‘Pax’ game helps students focus in local schools

Ashland, Ore. — Schools in the Rogue Valley are taking part in a program designed to help the students, as well as the community, thrive. The Pax game aims to promote peace, productivity, health, and happiness.

“It lived for more than 20 years as one of the most cited scientific articles in child psychiatry and child psychology, but no one really did anything with it,” Dr. Dennis Embry said.

The game was first played in Kansas in 1967.  That research fueled Dr. Dennis Embry’s project and started Paxis Institute.

“We took that basic framework, and then turned it into something that could be spread all over the world,” Dr. Embry said.

Pax is active in 38 states, including here in Oregon.

“The children make a vision of what would be the most wonderful classroom in the entire world, what they would see, hear, feel, and do more of, and what they would see, hear feel, and do less of,” Dr. Embry said.

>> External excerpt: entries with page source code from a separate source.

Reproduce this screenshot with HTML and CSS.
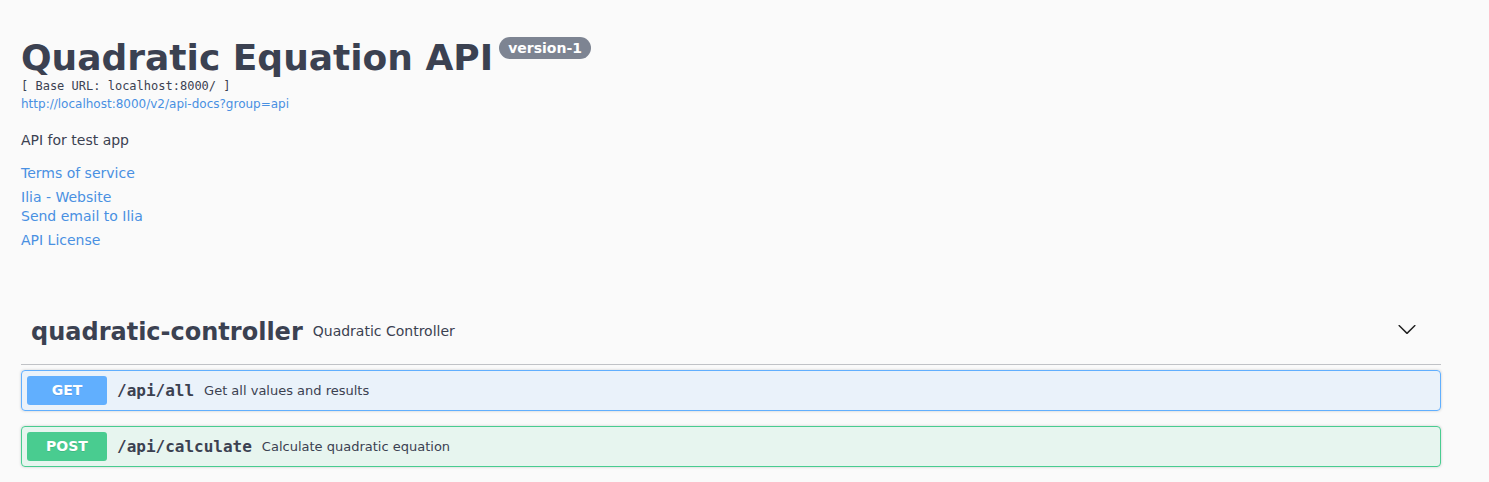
FILE: index.html
```html
<!DOCTYPE html>
<html lang="en">
<head>
<meta charset="utf-8">
<title>Quadratic Equation API</title>
<link rel="stylesheet" href="styles.css">
</head>
<body>
<div class="page">
  <section class="info">
    <div class="title-row">
      <h2 class="title">Quadratic Equation API</h2>
      <span class="version">version-1</span>
    </div>
    <pre class="base-url">[ Base URL: localhost:8000/ ]</pre>
    <a class="spec-link" href="#">http://localhost:8000/v2/api-docs?group=api</a>
    <p class="desc">API for test app</p>
    <a class="info-link tos" href="#">Terms of service</a>
    <div class="contact">
      <a class="info-link" href="#">Ilia - Website</a>
      <a class="info-link" href="#">Send email to Ilia</a>
    </div>
    <a class="info-link license" href="#">API License</a>
  </section>
  <section class="tag-section">
    <h4 class="tag">
      <span class="tag-name">quadratic-controller</span>
      <small class="tag-desc">Quadratic Controller</small>
      <svg class="arrow" viewBox="0 0 20 20" width="20" height="20"><path d="M17.418 6.109c.272-.268.709-.268.979 0s.271.701 0 .969l-7.908 7.83c-.27.268-.707.268-.979 0l-7.908-7.830c-.27-.268-.27-.701 0-.969.271-.268.709-.268.979 0L10 13.25l7.418-7.141z" fill="#1f1f1f"/></svg>
    </h4>
    <div class="opblock get">
      <span class="method">GET</span>
      <span class="path">/api/all</span>
      <span class="summary">Get all values and results</span>
    </div>
    <div class="opblock post">
      <span class="method">POST</span>
      <span class="path">/api/calculate</span>
      <span class="summary">Calculate quadratic equation</span>
    </div>
  </section>
</div>
</body>
</html>
```
FILE: styles.css
```css
body {
  margin: 0;
  background: #fafafa;
  font-family: "DejaVu Sans", sans-serif;
  color: #3b4151;
}
.page {
  width: 1420px;
  margin-left: 21px;
  padding-top: 37px;
}
.title-row {
  display: flex;
  align-items: flex-start;
}
.title {
  margin: 0;
  font-size: 36px;
  line-height: 42px;
  font-weight: 700;
  color: #3b4151;
}
.version {
  margin-left: 6px;
  background: #7d8492;
  color: #fff;
  font-weight: 700;
  font-size: 14px;
  line-height: 16px;
  padding: 3px 9px;
  border-radius: 57px;
}
.base-url {
  margin: 0;
  font-family: "DejaVu Sans Mono", monospace;
  font-size: 12px;
  line-height: 14px;
  color: #3b4151;
}
.spec-link {
  display: block;
  margin-top: 4px;
  font-size: 12px;
  line-height: 14px;
  color: #4990e2;
  text-decoration: none;
}
.desc {
  margin: 20px 0 0;
  font-size: 14px;
  line-height: 19px;
}
.info-link {
  display: block;
  font-size: 14px;
  line-height: 19px;
  color: #4990e2;
  text-decoration: none;
}
.tos { margin-top: 14px; }
.contact { margin-top: 5px; }
.license { margin-top: 5px; }
.tag-section {
  margin-top: 58px;
}
.tag {
  display: flex;
  align-items: center;
  margin: 0 0 5px;
  padding: 10px 20px 18px 10px;
  border-bottom: 1px solid rgba(59, 65, 81, .3);
  font-size: 24px;
  line-height: 28px;
  font-weight: 700;
  color: #3b4151;
}
.tag-desc {
  flex: 1;
  padding: 0 10px 2px;
  font-size: 14px;
  font-weight: 400;
  line-height: 16px;
}
.arrow {
  width: 20px;
  height: 20px;
  margin-right: 4px;
  margin-bottom: 6px;
}
.opblock {
  display: flex;
  align-items: center;
  padding: 5px;
  border: 1px solid;
  border-radius: 4px;
  box-shadow: 0 0 3px rgba(0, 0, 0, .19);
  margin-bottom: 15px;
}
.opblock.get {
  border-color: #61affe;
  background: rgba(97, 175, 254, .1);
}
.opblock.post {
  border-color: #49cc90;
  background: rgba(73, 204, 144, .1);
}
.method {
  min-width: 80px;
  padding: 6px 0;
  text-align: center;
  font-size: 14px;
  line-height: 17px;
  font-weight: 700;
  color: #fff;
  border-radius: 3px;
  text-shadow: 0 1px 0 rgba(0, 0, 0, .1);
}
.get .method { background: #61affe; }
.post .method { background: #49cc90; }
.path {
  padding: 0 10px;
  font-family: "DejaVu Sans Mono", monospace;
  font-size: 16px;
  font-weight: 700;
  line-height: 20px;
  color: #3b4151;
}
.summary {
  font-size: 13px;
  color: #3b4151;
}
```
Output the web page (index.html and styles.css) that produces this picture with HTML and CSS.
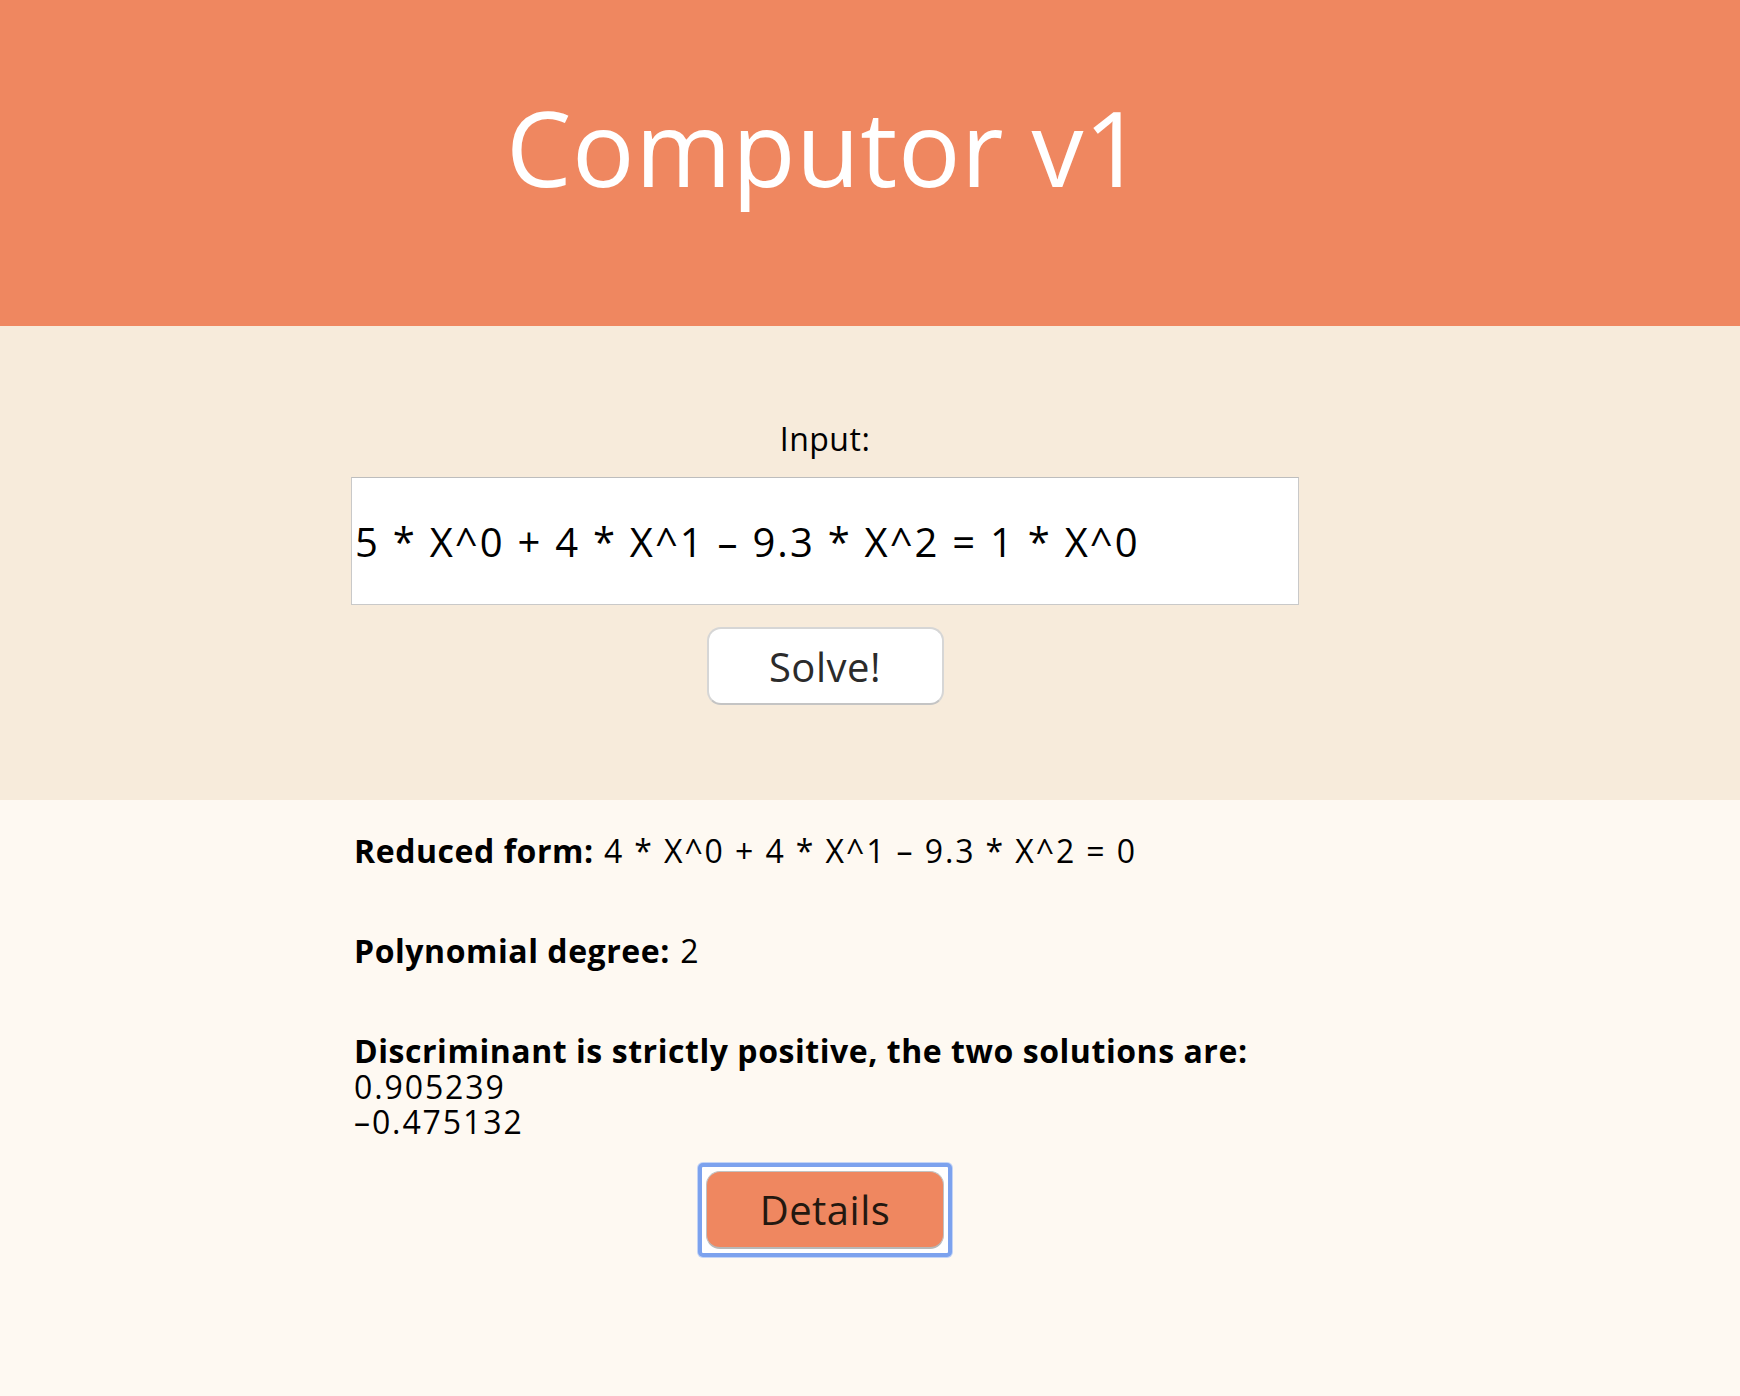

The vision is different in each classroom, but the expectations and behaviors remain the same.

“The good is called pax, and that means, peace productivity, health and happiness,” Dr. Embry said. “And the things they want less of are spleems, those are unwanted behaviors.”

The game is played three to five times per day, during instructional periods. Kids are put into groups, teachers watch for pax and spleems, and reward the groups that have three spleems or less.

“They grab the bottom of the chair, and kind of jump up and down, or they might play wiggle worm, they do very simple physical things,” Dr. Embry said.

Dr. Embry noted those simple rewards produce major results.

“Reading test scores go up, math scores go up, referrals to the principals office go way down,” Dr. Embry said.

Tthe benefits don’t stop when the school day is over, either.

“Less likely to have addictions, less likely to have any form of mental illness,” Dr. Embry said.

Suicide rates have also gone down. Dr. Embry said the results are huge, with a lasting impact, on both the students and the community.

“We’re giving those kids a future, that might not have been there, and they’re having fun, they think it’s a game, and it is… but it’s not when it comes to saving their lives,” Dr. Embry said.

The Phoenix-Talent School District was the first to implement the game in 2015. Now, almost every district in Southern Oregon is using Pax.